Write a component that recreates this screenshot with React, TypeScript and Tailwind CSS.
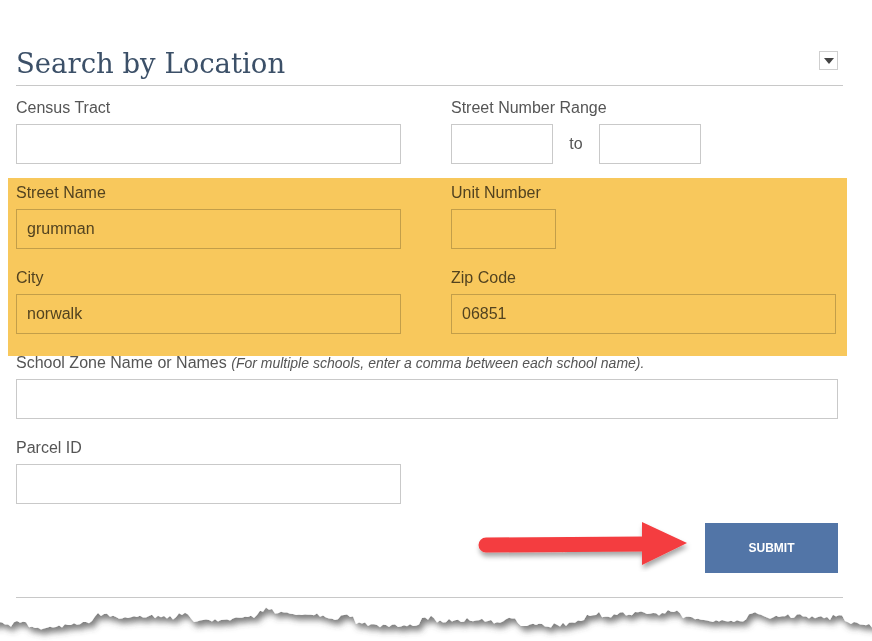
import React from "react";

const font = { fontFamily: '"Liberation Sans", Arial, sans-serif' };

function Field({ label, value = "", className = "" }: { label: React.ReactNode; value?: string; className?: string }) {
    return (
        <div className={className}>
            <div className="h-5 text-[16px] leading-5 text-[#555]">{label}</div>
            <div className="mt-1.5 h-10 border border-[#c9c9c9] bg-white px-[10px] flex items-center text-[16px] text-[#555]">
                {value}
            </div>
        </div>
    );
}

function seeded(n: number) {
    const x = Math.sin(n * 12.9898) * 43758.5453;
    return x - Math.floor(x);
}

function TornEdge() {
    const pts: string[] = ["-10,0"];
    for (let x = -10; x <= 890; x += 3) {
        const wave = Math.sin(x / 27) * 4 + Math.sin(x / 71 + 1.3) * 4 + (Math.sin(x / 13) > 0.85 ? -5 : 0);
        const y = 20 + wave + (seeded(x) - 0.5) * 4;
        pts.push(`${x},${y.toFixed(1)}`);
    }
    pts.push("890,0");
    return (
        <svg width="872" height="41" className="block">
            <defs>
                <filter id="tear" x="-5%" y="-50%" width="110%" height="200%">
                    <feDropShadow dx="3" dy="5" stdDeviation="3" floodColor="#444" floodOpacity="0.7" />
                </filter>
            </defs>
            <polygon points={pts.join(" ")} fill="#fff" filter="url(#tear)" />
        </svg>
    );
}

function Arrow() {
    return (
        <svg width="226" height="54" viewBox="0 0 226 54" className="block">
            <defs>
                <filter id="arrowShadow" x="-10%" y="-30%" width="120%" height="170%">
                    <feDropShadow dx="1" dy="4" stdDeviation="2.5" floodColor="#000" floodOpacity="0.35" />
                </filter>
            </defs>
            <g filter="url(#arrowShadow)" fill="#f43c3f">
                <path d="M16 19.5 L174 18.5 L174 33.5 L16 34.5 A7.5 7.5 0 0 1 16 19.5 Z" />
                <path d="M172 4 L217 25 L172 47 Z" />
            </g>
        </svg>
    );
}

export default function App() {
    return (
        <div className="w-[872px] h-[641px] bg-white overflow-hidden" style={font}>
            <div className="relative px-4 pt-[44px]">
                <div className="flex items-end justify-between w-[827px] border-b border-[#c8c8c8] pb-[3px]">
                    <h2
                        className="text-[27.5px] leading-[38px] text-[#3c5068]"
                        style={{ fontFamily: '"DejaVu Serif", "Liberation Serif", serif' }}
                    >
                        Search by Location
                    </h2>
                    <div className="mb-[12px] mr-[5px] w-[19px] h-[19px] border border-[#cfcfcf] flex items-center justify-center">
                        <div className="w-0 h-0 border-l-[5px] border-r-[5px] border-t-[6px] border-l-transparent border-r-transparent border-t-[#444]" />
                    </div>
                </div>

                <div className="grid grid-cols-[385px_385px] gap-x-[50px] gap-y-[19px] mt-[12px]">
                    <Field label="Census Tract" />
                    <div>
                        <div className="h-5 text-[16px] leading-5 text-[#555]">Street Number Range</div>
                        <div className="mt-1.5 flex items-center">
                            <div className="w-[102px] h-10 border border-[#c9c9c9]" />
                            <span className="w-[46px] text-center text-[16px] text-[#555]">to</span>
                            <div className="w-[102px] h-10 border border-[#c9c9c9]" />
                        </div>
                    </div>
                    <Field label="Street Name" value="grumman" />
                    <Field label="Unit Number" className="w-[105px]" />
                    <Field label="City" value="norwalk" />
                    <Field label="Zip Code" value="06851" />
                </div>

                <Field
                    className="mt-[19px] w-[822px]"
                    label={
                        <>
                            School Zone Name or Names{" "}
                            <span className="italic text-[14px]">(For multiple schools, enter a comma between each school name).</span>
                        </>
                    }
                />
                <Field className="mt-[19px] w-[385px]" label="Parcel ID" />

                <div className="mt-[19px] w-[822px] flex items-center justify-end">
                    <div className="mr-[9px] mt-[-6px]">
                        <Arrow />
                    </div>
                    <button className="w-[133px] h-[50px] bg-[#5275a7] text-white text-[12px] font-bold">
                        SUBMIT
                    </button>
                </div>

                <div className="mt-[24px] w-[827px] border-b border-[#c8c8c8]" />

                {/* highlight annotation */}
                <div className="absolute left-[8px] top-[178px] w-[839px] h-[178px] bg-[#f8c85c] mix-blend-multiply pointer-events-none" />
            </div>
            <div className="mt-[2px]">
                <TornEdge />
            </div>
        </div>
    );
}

## INSTRUCTIONS TO FOLLOW
Leave out the pictures and transcribe everything else exactly.

## RESULT OF THIS EXERCISE
Write a component that recreates this screenshot with React, TypeScript and Tailwind CSS.
import React from "react";

const font = { fontFamily: '"Liberation Sans", Arial, sans-serif' };

function Field({ label, value = "", className = "" }: { label: React.ReactNode; value?: string; className?: string }) {
    return (
        <div className={className}>
            <div className="h-5 text-[16px] leading-5 text-[#555]">{label}</div>
            <div className="mt-1.5 h-10 border border-[#c9c9c9] bg-white px-[10px] flex items-center text-[16px] text-[#555]">
                {value}
            </div>
        </div>
    );
}

function seeded(n: number) {
    const x = Math.sin(n * 12.9898) * 43758.5453;
    return x - Math.floor(x);
}

function TornEdge() {
    const pts: string[] = ["-10,0"];
    for (let x = -10; x <= 890; x += 3) {
        const wave = Math.sin(x / 27) * 4 + Math.sin(x / 71 + 1.3) * 4 + (Math.sin(x / 13) > 0.85 ? -5 : 0);
        const y = 20 + wave + (seeded(x) - 0.5) * 4;
        pts.push(`${x},${y.toFixed(1)}`);
    }
    pts.push("890,0");
    return (
        <svg width="872" height="41" className="block">
            <defs>
                <filter id="tear" x="-5%" y="-50%" width="110%" height="200%">
                    <feDropShadow dx="3" dy="5" stdDeviation="3" floodColor="#444" floodOpacity="0.7" />
                </filter>
            </defs>
            <polygon points={pts.join(" ")} fill="#fff" filter="url(#tear)" />
        </svg>
    );
}

function Arrow() {
    return (
        <svg width="226" height="54" viewBox="0 0 226 54" className="block">
            <defs>
                <filter id="arrowShadow" x="-10%" y="-30%" width="120%" height="170%">
                    <feDropShadow dx="1" dy="4" stdDeviation="2.5" floodColor="#000" floodOpacity="0.35" />
                </filter>
            </defs>
            <g filter="url(#arrowShadow)" fill="#f43c3f">
                <path d="M16 19.5 L174 18.5 L174 33.5 L16 34.5 A7.5 7.5 0 0 1 16 19.5 Z" />
                <path d="M172 4 L217 25 L172 47 Z" />
            </g>
        </svg>
    );
}

export default function App() {
    return (
        <div className="w-[872px] h-[641px] bg-white overflow-hidden" style={font}>
            <div className="relative px-4 pt-[44px]">
                <div className="flex items-end justify-between w-[827px] border-b border-[#c8c8c8] pb-[3px]">
                    <h2
                        className="text-[27.5px] leading-[38px] text-[#3c5068]"
                        style={{ fontFamily: '"DejaVu Serif", "Liberation Serif", serif' }}
                    >
                        Search by Location
                    </h2>
                    <div className="mb-[12px] mr-[5px] w-[19px] h-[19px] border border-[#cfcfcf] flex items-center justify-center">
                        <div className="w-0 h-0 border-l-[5px] border-r-[5px] border-t-[6px] border-l-transparent border-r-transparent border-t-[#444]" />
                    </div>
                </div>

                <div className="grid grid-cols-[385px_385px] gap-x-[50px] gap-y-[19px] mt-[12px]">
                    <Field label="Census Tract" />
                    <div>
                        <div className="h-5 text-[16px] leading-5 text-[#555]">Street Number Range</div>
                        <div className="mt-1.5 flex items-center">
                            <div className="w-[102px] h-10 border border-[#c9c9c9]" />
                            <span className="w-[46px] text-center text-[16px] text-[#555]">to</span>
                            <div className="w-[102px] h-10 border border-[#c9c9c9]" />
                        </div>
                    </div>
                    <Field label="Street Name" value="grumman" />
                    <Field label="Unit Number" className="w-[105px]" />
                    <Field label="City" value="norwalk" />
                    <Field label="Zip Code" value="06851" />
                </div>

                <Field
                    className="mt-[19px] w-[822px]"
                    label={
                        <>
                            School Zone Name or Names{" "}
                            <span className="italic text-[14px]">(For multiple schools, enter a comma between each school name).</span>
                        </>
                    }
                />
                <Field className="mt-[19px] w-[385px]" label="Parcel ID" />

                <div className="mt-[19px] w-[822px] flex items-center justify-end">
                    <div className="mr-[9px] mt-[-6px]">
                        <Arrow />
                    </div>
                    <button className="w-[133px] h-[50px] bg-[#5275a7] text-white text-[12px] font-bold">
                        SUBMIT
                    </button>
                </div>

                <div className="mt-[24px] w-[827px] border-b border-[#c8c8c8]" />

                {/* highlight annotation */}
                <div className="absolute left-[8px] top-[178px] w-[839px] h-[178px] bg-[#f8c85c] mix-blend-multiply pointer-events-none" />
            </div>
            <div className="mt-[2px]">
                <TornEdge />
            </div>
        </div>
    );
}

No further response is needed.